The second element that many of these agreements have in common is that they represent efforts to limit the possibility of governments moving in the direction of more national ownership into the future. Causes such as ‘standstill’, ‘ratchet’ and ‘negative list’ mean a country can’t reverse away from where it currently is, in the direction of less market. Add to this the ‘ratchet effect’ and this essentially means that the only direction of travel for future policy is to become progressively organised through the market and open to investors.

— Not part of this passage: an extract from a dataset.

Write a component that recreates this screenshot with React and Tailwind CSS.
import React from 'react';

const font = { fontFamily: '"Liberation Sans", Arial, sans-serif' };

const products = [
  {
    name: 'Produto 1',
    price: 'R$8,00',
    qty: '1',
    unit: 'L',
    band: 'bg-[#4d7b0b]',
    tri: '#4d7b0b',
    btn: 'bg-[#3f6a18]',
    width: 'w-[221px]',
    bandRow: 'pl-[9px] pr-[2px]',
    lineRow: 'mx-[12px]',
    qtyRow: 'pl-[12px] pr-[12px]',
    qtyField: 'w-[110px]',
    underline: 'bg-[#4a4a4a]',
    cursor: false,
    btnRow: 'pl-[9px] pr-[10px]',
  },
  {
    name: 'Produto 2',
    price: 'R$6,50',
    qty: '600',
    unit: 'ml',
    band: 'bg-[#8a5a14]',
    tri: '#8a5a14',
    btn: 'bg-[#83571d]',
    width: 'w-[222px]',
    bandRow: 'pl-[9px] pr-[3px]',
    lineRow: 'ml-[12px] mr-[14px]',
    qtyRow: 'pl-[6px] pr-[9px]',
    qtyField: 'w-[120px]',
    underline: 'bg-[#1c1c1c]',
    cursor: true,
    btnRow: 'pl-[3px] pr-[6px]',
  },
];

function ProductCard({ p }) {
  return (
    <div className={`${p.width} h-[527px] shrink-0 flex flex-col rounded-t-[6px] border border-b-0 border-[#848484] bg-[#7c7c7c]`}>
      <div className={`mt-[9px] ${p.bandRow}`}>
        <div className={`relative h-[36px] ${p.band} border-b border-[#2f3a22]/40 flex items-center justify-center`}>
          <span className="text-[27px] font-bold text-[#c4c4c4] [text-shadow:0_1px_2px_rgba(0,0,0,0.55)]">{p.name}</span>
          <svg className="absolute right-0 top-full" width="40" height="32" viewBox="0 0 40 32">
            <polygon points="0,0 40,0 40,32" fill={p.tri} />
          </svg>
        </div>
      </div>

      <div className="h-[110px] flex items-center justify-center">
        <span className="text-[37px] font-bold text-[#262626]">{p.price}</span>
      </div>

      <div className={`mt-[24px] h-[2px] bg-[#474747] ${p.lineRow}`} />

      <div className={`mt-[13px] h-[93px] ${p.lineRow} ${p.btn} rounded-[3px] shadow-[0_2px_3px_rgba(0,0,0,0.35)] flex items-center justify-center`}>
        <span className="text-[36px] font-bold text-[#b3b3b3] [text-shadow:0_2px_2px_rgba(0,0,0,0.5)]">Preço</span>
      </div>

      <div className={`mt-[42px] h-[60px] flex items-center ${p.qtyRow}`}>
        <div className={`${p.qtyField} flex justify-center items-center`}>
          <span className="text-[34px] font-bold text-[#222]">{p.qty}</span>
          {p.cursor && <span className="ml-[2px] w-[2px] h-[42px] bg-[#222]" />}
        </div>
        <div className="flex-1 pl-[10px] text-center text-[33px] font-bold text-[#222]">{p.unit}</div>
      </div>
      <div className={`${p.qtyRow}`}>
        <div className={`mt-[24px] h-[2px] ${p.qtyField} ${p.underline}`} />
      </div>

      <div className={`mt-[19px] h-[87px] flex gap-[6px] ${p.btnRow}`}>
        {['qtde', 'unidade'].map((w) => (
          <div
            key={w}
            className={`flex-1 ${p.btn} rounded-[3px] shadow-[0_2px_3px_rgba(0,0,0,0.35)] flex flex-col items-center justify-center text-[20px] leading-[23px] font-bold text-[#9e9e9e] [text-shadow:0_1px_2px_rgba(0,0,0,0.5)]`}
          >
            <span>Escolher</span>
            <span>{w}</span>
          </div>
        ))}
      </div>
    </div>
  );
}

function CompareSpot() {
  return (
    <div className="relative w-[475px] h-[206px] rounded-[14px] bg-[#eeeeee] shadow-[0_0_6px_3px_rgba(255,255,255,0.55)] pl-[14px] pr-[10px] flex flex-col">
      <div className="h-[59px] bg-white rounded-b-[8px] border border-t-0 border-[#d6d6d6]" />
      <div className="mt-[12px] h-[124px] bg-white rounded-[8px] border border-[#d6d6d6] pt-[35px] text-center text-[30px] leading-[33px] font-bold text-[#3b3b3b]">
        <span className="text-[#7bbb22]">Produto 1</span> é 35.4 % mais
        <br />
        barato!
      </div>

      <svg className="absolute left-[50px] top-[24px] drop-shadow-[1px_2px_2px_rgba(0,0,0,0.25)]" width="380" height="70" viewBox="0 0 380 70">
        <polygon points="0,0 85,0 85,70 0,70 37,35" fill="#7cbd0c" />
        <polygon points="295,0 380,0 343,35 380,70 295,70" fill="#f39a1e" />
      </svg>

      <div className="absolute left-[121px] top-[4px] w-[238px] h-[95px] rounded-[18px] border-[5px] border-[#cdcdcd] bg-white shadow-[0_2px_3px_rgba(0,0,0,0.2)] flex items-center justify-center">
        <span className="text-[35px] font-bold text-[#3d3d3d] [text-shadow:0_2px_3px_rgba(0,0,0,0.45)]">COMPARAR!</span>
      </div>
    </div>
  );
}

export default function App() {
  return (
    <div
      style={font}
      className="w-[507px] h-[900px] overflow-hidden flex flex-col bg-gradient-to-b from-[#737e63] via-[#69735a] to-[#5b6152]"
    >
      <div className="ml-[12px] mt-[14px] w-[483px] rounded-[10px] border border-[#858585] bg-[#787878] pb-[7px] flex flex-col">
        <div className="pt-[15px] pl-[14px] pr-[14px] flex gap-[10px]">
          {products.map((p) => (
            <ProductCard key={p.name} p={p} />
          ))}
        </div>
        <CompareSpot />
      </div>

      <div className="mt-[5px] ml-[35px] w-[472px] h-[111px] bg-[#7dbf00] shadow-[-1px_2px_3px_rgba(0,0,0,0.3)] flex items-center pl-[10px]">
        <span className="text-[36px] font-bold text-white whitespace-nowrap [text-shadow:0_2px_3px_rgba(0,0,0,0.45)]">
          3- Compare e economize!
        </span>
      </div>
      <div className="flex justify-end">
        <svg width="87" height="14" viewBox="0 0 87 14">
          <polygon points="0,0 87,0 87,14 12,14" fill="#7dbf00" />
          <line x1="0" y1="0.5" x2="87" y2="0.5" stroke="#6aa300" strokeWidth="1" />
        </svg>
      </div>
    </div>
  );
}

A third element in common is lack of transparency. Most of the negotiations have been carried out in secret. Yet despite the centrality of education to people’s lives, in effect, global trade deals that include education make hollow any promise
of democracy.

It is clear that the current round of global trade deals aims to hasten the liberalisation of education, loosening the protections around who can invest in what. This means transnational firms, as well as professionals (such as teachers and academics) and other experts, being able to move over national borders more easily, under mutual recognition clauses. This will profoundly challenge the nature of professional knowledge and who gets to regulate it. Efforts will be made to regulate intellectual property and cross-border information flows in ways that suit the large tech corporations rather than the knowledge producers
and users.

Labour chapters in the agreements – while promising protections for workers – are largely hollow. Current poor conditions for teachers are not seen as a breach of labour rights, and only an erosion of already poor conditions will be considered. Further, cases of breaches can only be taken by governments, and not worker unions. Not all governments take the side of workers, and indeed
the opposite is mostly the case.

We need to remind greedy investors whose hopes are that education is the new gold that we are in a battle to secure education as a societal good and public service. In acting, we need to make visible and contest the wheeling and dealing over including education in global trade agreements for what it is: a toxic mix of crude capitalism in profiteering from education.